Grow something! Even if you don’t have a lot of space or land. You can grow flowers and herbs in a little pot and create deep relationships with them. The garden was one of the first places I ever connected with the earth in a way that felt reciprocal. Tijuana, the city I grew up in, is a giant concrete jungle, so when I started growing food I had no idea what I was doing. At one point, I even tried growing pumpkins in a small pot on my apartment balcony. No, it did not work, but I still enjoyed it so much!
I eventually learned traditional ways to tend soil, to keep seeds, nurture flowers and herbal remedies, and to celebrate the harvest season. Gardening and growing food has taught me so much about the cycles of life in nature, and it inspires my work all the time. It keeps me grounded and allows me to reflect in a different way, with my body and the earth working as one. The garden is where I often have my best ideas.
I also believe we cannot create change without food. Food will be served—and hopefully enjoyed—every day, along every step of the way, as we create positive social change. So why not recognize it as an integral part of the change we are creating?
It gives me hope to think that some of you will be inspired to grow some food today!
Q: What are the best lessons or key takeaways you’ve learned so far in your life experiences and career caring for our environment?
To slow down. Slowness is medicine for me. I grew up too fast, and it felt like there was never a second to stop and just be. I was always working two jobs, and doing some sort of professional development training, college program, certificates, etc. Not only was I navigating through immense career growth, trying to achieve personal goals, and create positive change for my community— but I was also living life, experiencing difficulties, grief, trauma, and health issues. It was very easy for me to get caught-up and move on to the next thing, neglecting myself in the process.

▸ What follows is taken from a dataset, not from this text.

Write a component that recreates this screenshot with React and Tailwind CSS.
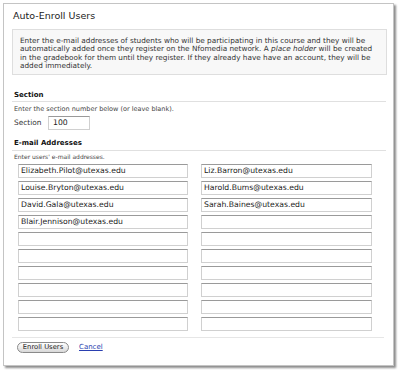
export default function App() {
  const left = [
    "Elizabeth.Pilot@utexas.edu",
    "Louise.Bryton@utexas.edu",
    "David.Gala@utexas.edu",
    "Blair.Jennison@utexas.edu",
    "", "", "", "", "", "",
  ];
  const right = [
    "Liz.Barron@utexas.edu",
    "Harold.Bums@utexas.edu",
    "Sarah.Baines@utexas.edu",
    "", "", "", "", "", "", "",
  ];
  const font = { fontFamily: '"DejaVu Sans", Verdana, sans-serif' };
  const Field = ({ v }) => (
    <div className="h-[14px] bg-white border border-[#d0d0d0] border-t-[#9a9a9a] pl-[2px] flex items-center text-[7.7px] text-[#222] leading-none overflow-hidden whitespace-nowrap">
      {v}
    </div>
  );
  const cells = [];
  left.forEach((l, i) => {
    cells.push(<Field key={"l" + i} v={l} />);
    cells.push(<Field key={"r" + i} v={right[i]} />);
  });
  return (
    <div className="w-[400px] h-[374px] bg-white pt-[3px] pl-[3px]" style={font}>
      <div className="w-[391px] h-[363px] border border-[#c4c4c4] bg-white shadow-[2px_2px_2px_rgba(0,0,0,0.45)] flex flex-col">
        <div className="h-[25px] flex items-center pl-[9px] text-[9.5px] text-[#222]">Auto-Enroll Users</div>
        <div className="mx-[8px] mr-[6px] h-[46px] bg-[#f8f8f8] border border-[#dedede] px-[7px] pt-[7px] text-[7.3px] leading-[8.3px] text-[#333] whitespace-nowrap overflow-hidden">
          <div>Enter the e-mail addresses of students who will be participating in this course and they will be</div>
          <div>automatically added once they register on the Nfomedia network. A <i>place holder</i> will be created</div>
          <div>in the gradebook for them until they register. If they already have have an account, they will be</div>
          <div>added immediately.</div>
        </div>
        <div className="mx-[8px] mr-[7px] mt-[14px] h-[13px] border-b border-[#e0e0e0] flex items-center pl-[2px] text-[7px] font-bold text-[#111]">Section</div>
        <div className="mt-[3px] pl-[10px] text-[6.5px] leading-[8px] text-[#444] whitespace-nowrap">Enter the section number below (or leave blank).</div>
        <div className="mt-[3px] pl-[10px] flex items-center h-[14px]">
          <span className="text-[7.4px] text-[#333] w-[34px]">Section</span>
          <div className="w-[42px] h-[14px] border border-[#d0d0d0] border-t-[#9a9a9a] pl-[4px] flex items-center text-[7.7px] text-[#222]">100</div>
        </div>
        <div className="mx-[8px] mr-[7px] mt-[7px] h-[14px] border-b border-[#e0e0e0] flex items-center pl-[2px] text-[7px] font-bold text-[#111]">E-mail Addresses</div>
        <div className="mt-[2px] pl-[10px] text-[6px] leading-[8px] text-[#444]">Enter users' e-mail addresses.</div>
        <div className="mt-[3px] ml-[14px] w-[354px] grid grid-cols-[170px_171px] gap-x-[13px] gap-y-[3px]">
          {cells}
        </div>
        <div className="mx-[8px] mr-[9px] mt-[6px] border-t border-[#e6e6e6]" />
        <div className="mt-[4px] pl-[13px] flex items-center gap-[10px]">
          <div className="h-[11px] w-[52px] rounded-full border border-[#8a8a8a] bg-gradient-to-b from-white to-[#d8d8d8] flex items-center justify-center text-[6.8px] text-[#222] leading-none">Enroll Users</div>
          <span className="text-[7px] text-[#2a3fb0] underline">Cancel</span>
        </div>
      </div>
    </div>
  );
}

I have learned to recognize this desire to “go-go” all the time as a form of insecurity, of not feeling enough, or feeling like no matter how hard I worked it would never be enough. This message was often perpetuated by working in the environmental field, where there is a very real and imminent urgency around the state of our climate. In addition, westernized environmentalism, as I experience it, is not an inclusive space. Throughout my career I often found myself in rooms and groups where I was one of the only women of color. The combination of the urgent nature of environmental work and the internal racist and sexist underpinnings of the movement often activated this feeling of “not-enoughness” within me.

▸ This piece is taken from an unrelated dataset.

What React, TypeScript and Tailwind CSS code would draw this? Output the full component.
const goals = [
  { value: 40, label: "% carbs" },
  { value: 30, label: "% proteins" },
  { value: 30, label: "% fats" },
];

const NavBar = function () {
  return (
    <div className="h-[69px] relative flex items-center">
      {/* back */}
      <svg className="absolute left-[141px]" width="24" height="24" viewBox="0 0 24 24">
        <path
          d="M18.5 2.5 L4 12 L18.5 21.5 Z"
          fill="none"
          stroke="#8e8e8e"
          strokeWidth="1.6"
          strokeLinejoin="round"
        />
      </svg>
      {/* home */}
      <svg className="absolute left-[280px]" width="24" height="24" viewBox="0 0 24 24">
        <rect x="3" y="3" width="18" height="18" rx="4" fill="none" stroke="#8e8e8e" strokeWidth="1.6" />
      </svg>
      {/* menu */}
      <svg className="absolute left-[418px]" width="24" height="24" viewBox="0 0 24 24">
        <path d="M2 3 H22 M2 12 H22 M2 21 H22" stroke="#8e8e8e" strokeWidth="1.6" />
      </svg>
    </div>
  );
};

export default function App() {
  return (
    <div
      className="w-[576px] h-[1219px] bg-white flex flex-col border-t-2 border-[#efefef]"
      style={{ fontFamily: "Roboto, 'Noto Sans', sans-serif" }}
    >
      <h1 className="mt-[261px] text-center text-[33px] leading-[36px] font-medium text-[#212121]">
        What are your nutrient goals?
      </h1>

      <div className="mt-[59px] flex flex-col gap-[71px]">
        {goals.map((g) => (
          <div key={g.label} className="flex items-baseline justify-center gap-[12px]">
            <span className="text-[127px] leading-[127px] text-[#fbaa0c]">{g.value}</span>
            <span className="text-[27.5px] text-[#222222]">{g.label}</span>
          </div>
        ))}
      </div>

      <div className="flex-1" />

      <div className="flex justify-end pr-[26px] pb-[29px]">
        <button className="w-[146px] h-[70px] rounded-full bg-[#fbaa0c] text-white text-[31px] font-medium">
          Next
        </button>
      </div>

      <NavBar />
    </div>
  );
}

Unfortunately, I have learned that my story is not unique. Many women in the environmental field struggle with this inner landscape that pushes us a little too hard sometimes. I have found that for many of us, it is easy to get activated when we are looking at environmental data, and hearing stories of the ways the changing climate is impacting our lives. It’s natural for this voice to demand it be heard, because sometimes it's the only appropriate response to the state of our relationship with the environment and those most affected by it. It is completely justifiable to feel insecure in the face of everything we are experiencing. After all, insecurity comes from not feeling safe, and the environmental crisis is a direct threat to our safety. I know so many other women who feel this way, and this calling to create safer spaces for themselves and their communities is what drives their work.
But I have also learned that I cannot create safer spaces for others, while creating conflict in my own mind and body. If I allow insecurity to take over, control, overwork, overplan, etc. I will not be creating safety for myself and others. So I slow down, I process, I regulate, and when I feel nourished I show-up. This is why slowness is medicine for me in this work. It is a way for me to recognize that I am interconnected with the earth, and as I seek to create safer spaces in our environment and communities, I will also create safety in my inner landscape, as much as I can, in each moment.